Bibliography: Peter Conti-Brown, Elective Shareholder Liability, Rock Center for Corporate Governance at Stanford University Working Paper No. 97; Stanford Law and Economics Olin Working Paper No. 408; 64 Stanford Law Review 409 (2012).
This Article proposes a mechanism, called elective shareholder liability, that allows shareholders of systemically important financial institutions (SIFIs) to alter their corporate structure in order to resolve the continually vexing problems of moral hazard, too-big-to-fail (TBTF), and taxpayer bailouts. In the ongoing debate over the most effective ways to end TBTF - including what ultimately became Dodd-Frank and what will become Basel III - one prominent proposal introduced by respected financial economists was presented but has, so far, been defeated: increased capital adequacy requirements of at least 15%. Although the proposal would undoubtedly and drastically limit the likelihood of taxpayer bailouts, opponents have argued that the economic costs to banks and the rest of society were too great. Dodd-Frank opted instead for a regulatory and liquidation regime that, whatever its virtues, will not prevent future taxpayer bailouts, and may even make them more likely. Basel III takes a capital adequacy approach, but only goes half as far as the economists’ proposal would require.

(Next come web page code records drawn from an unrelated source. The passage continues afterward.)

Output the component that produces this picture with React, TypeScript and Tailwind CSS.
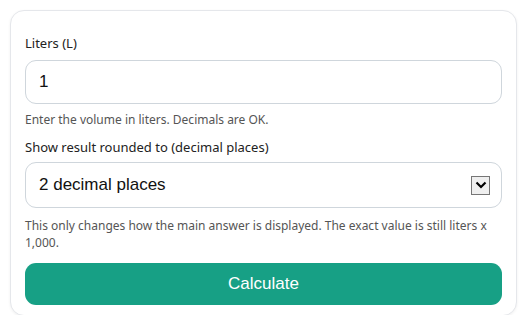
import React, { useState } from 'react';

/** 리터 → 밀리리터 변환 폼 카드 */
export default function App() {
  const [liters, setLiters] = useState('1');

  return (
    <div className="min-h-[315px] w-[528px] bg-white pl-[10px] pr-[11px] pt-[10px]">
      <div
        className="rounded-[14px] border border-[#e5e7eb] bg-white px-[14px] pb-[10px] pt-[23px] shadow-[0_1px_3px_rgba(0,0,0,0.06)]"
        style={{ fontFamily: '"Noto Sans", "Open Sans", sans-serif' }}
      >
        {/* 리터 입력 */}
        <label className="block text-[13px] leading-[18px] text-[#222]">Liters (L)</label>
        <input
          value={liters}
          onChange={(e) => setLiters(e.target.value)}
          className="mt-[8px] block h-[44px] w-full rounded-[11px] border border-[#cfd6dc] bg-white px-[13px] text-[17px] text-[#111] outline-none"
          style={{ fontFamily: '"Liberation Sans", Arial, sans-serif' }}
        />
        <p className="mt-[7px] text-[12px] leading-[17px] text-[#555]">
          Enter the volume in liters. Decimals are OK.
        </p>

        {/* 소수점 자리 선택 */}
        <label className="mt-[10px] block text-[13px] leading-[18px] text-[#222]">
          Show result rounded to (decimal places)
        </label>
        <div
          className="mt-[6px] flex h-[46px] w-full items-center justify-between rounded-[11px] border border-[#cfd6dc] bg-white pl-[13px] pr-[11px] text-[17px] text-[#111]"
          style={{ fontFamily: '"Liberation Sans", Arial, sans-serif' }}
        >
          <span>2 decimal places</span>
          <span className="flex h-[19px] w-[19px] items-center justify-center border border-[#767676] bg-[#efefef]">
            <svg width={12} height={8} viewBox="0 0 12 8" aria-hidden="true">
              <path d="M1.5 1.5 L6 6 L10.5 1.5" fill="none" stroke="#000" strokeWidth={2.2} />
            </svg>
          </span>
        </div>
        <p className="mt-[9px] text-[12px] leading-[17px] text-[#555]">
          This only changes how the main answer is displayed. The exact value is still liters x 1,000.
        </p>

        {/* 계산 버튼 */}
        <button
          className="mt-[12px] block h-[42px] w-full rounded-[11px] bg-[#17a085] text-[17px] text-white"
          style={{ fontFamily: '"Liberation Sans", Arial, sans-serif' }}
        >
          Calculate
        </button>
      </div>
    </div>
  );
}
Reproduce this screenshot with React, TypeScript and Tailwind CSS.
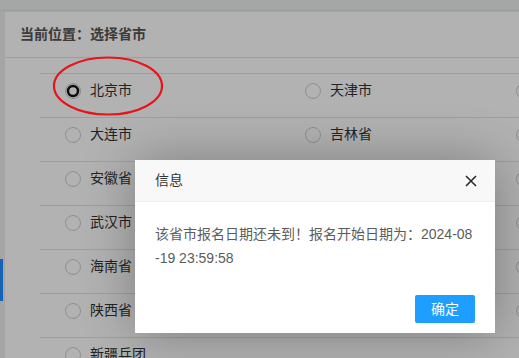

Elective shareholder liability allows SIFI shareholders, according to their own internal cost-benefit analyses, the option of either changing their capital structure to include dramatically greater equity, consistent with the economists’ recommendations, or adding a bailout exception to the SIFIs’ limited shareholder liability. The second option would be structured as a governmental collection, similar to a tax assessment, for the recoupment of all bailout costs against the shareholders, assessed on a pro-rata basis. It would also include an up-front stay on collections to ensure that there are, in fact, taxpayer losses to be recouped, and to dampen government incentives for over-bailout, political manipulation, and crisis exacerbation. Elective shareholder liability would also give the government the authority to declare the shareholders’ use of the corporate form to evade liability null and void, and require that shareholders who litigate against collection and lose to pay the government’s litigation expenses. After explaining the structure and benefits of elective shareholder liability, the Article addresses more than a dozen potential objections. Close inspection of these objections, however, reveals that the overall case for elective shareholder liability is strong as a matter of history, law, and economics.